Oooh, TESLA!Tesla Model S ‘D’: Four wheel drive, supercar performance
The McLaren F1 is the elephant in the room of any new supercar launch. Two decades old it might be, but few modern hypercars are as eminently likeable and interactive as Gordon Murray and Peter Stevens’ clean-sheet performance legend.
It takes a brave company to compare itself to such a car, but Tesla Motors is one of them. And with a claimed 3.2-second 0-60mph time, the new Tesla Model S P85D (a less evocative name than ‘F1’, admittedly) exactly matches the McLaren’s oft-quoted acceleration benchmark.
It’s all down to the Model S’s new dual-motor setup. Previous examples of Tesla’s saloon (hardly slow themselves) have sent power to the rear wheels. By fitting a motor at the front axle too the new car offers greater traction and more surprisingly, greater range.
Ordinary all-wheel drive systems benefit from greater traction at the expense of more weight and increased drivetrain friction, detrimental to efficiency.
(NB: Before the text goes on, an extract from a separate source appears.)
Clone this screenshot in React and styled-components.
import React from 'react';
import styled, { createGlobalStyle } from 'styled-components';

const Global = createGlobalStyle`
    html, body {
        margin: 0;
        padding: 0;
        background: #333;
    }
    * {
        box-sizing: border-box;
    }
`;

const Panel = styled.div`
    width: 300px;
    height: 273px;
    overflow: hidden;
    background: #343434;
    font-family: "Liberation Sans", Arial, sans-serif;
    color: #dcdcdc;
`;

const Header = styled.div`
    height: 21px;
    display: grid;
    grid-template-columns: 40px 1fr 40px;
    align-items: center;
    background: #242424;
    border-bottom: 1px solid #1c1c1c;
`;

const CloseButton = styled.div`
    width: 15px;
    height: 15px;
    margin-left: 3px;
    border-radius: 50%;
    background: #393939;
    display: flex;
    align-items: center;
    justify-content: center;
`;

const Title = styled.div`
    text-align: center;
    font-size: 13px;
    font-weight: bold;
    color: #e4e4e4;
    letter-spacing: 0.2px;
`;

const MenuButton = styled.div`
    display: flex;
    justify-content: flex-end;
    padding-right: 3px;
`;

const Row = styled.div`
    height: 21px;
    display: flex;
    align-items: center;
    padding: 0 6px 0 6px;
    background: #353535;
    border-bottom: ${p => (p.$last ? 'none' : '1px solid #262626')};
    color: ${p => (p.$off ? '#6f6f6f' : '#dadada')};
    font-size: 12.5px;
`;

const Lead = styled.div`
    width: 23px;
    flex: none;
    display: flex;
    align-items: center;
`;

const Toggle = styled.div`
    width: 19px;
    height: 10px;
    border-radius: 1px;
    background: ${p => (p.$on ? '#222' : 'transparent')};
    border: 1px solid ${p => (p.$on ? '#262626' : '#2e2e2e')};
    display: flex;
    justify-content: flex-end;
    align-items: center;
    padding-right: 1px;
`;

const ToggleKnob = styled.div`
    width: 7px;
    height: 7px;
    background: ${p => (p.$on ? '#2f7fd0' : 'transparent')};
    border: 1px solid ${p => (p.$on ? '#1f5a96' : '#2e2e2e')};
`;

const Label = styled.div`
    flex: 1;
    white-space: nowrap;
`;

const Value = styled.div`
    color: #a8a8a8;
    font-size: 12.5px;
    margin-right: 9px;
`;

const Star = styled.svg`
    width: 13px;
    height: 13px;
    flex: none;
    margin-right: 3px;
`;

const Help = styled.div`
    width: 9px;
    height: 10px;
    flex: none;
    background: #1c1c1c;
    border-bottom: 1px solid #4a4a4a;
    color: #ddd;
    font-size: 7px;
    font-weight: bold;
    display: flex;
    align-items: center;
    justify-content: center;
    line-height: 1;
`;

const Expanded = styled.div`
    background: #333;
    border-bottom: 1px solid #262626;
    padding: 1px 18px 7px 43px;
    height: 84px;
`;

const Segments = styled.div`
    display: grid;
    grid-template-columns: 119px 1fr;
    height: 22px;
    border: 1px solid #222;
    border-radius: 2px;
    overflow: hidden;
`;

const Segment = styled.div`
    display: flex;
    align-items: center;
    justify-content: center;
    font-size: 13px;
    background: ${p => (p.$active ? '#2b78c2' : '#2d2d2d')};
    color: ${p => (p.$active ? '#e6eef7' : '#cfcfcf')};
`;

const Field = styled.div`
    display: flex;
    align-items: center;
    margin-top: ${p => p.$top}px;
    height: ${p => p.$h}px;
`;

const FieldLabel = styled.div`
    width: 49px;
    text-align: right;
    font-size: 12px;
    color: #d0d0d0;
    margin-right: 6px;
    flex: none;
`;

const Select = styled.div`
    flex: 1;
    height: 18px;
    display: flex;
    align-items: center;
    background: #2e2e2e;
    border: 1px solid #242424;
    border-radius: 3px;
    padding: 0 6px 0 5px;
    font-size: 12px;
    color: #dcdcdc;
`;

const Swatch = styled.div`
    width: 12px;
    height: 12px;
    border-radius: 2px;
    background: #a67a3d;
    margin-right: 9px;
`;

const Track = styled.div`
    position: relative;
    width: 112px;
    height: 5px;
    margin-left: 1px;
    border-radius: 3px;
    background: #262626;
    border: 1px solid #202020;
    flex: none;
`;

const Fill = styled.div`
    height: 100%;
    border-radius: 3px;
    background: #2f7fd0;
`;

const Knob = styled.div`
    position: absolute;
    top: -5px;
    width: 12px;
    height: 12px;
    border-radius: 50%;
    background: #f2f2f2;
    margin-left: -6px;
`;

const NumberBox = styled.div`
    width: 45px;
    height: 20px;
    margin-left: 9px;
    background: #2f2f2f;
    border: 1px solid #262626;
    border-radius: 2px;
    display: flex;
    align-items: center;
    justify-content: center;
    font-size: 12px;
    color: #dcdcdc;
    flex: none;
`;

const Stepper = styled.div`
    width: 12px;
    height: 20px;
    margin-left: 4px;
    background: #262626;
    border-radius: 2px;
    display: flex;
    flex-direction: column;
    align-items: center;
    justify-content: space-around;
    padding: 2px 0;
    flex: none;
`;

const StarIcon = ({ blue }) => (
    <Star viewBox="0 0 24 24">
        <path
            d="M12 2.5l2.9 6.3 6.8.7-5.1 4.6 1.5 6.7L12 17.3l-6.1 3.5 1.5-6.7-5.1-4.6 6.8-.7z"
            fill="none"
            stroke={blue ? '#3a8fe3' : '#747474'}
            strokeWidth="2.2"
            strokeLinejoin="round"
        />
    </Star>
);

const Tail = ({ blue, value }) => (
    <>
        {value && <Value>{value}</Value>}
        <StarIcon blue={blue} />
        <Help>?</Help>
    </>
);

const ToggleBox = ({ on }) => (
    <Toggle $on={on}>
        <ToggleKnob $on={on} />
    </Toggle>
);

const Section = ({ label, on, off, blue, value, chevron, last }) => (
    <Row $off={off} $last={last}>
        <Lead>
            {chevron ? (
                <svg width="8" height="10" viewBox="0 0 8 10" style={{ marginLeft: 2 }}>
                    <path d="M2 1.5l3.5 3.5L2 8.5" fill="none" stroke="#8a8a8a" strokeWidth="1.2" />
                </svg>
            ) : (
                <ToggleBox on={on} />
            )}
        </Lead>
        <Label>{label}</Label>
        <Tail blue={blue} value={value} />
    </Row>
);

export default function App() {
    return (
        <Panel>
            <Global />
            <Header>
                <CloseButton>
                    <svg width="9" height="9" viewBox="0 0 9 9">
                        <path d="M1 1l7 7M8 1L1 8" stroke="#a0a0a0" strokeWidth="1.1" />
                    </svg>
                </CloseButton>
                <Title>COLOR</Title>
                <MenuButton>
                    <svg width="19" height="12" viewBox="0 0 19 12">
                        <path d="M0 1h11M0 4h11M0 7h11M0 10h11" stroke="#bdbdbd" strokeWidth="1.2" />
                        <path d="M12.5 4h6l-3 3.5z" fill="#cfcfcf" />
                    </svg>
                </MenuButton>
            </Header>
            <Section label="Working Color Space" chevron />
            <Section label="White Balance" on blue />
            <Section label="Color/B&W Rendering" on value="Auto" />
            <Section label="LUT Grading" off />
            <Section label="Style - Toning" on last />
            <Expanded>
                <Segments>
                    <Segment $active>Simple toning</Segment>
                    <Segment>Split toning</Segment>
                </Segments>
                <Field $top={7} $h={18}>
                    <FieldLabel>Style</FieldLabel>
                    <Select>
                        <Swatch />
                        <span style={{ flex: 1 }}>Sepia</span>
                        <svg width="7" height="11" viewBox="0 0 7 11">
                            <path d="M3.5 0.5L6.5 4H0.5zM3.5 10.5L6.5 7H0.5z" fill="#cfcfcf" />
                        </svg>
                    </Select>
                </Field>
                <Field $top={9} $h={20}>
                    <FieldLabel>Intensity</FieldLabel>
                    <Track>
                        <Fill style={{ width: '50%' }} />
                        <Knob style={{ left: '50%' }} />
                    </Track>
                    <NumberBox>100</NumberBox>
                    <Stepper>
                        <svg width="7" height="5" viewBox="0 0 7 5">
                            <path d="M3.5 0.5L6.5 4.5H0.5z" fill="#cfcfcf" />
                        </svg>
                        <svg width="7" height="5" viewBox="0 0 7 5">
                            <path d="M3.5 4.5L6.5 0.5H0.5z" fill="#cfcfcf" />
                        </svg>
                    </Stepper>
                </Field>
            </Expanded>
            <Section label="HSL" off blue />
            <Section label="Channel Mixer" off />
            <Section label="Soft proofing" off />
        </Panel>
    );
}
As an all-electric vehicle with no central propshaft, Tesla says the new dual-motor Model S splits current from the battery to each motor as required, giving each less work to do than the regular car’s single motor and boosting extra-urban range by ten miles, for a predicted total of 320 miles under European test conditions.
The new all-wheel drive setup is available on both 60kWh and 85kWh battery packs, while Tesla’s McLaren-beating acceleration is the preserve of the 682bhp, 686lb ft Performance model. Top speed doesn’t quite match the 240mph McLaren, at 155mph, but that’s still 25mph more than the single-motor P85 can manage.
Other Model S changes include an ‘Autopilot’ that finally allows the electric saloon to approach its more established rivals on active safety tech. Active cruise control, automatic braking and similar will roll out with all new Model S models, and Tesla has tweaked seat comfort, interior trim and refinement in its program of continual improvements.
There’s no UK pricing just yet, but in the United States the 60kWh D will cost $4000 (£2500) more than the two-wheel drive car, while the P85D costs $14,600 (£9100) more than its rear-driven counterpart. That equates to on-the-road costs of around £53,000 and £78,000 respectively.
Orders are already open, while Tesla says European deliveries will begin a few months after North American cars hit the streets in February 2015.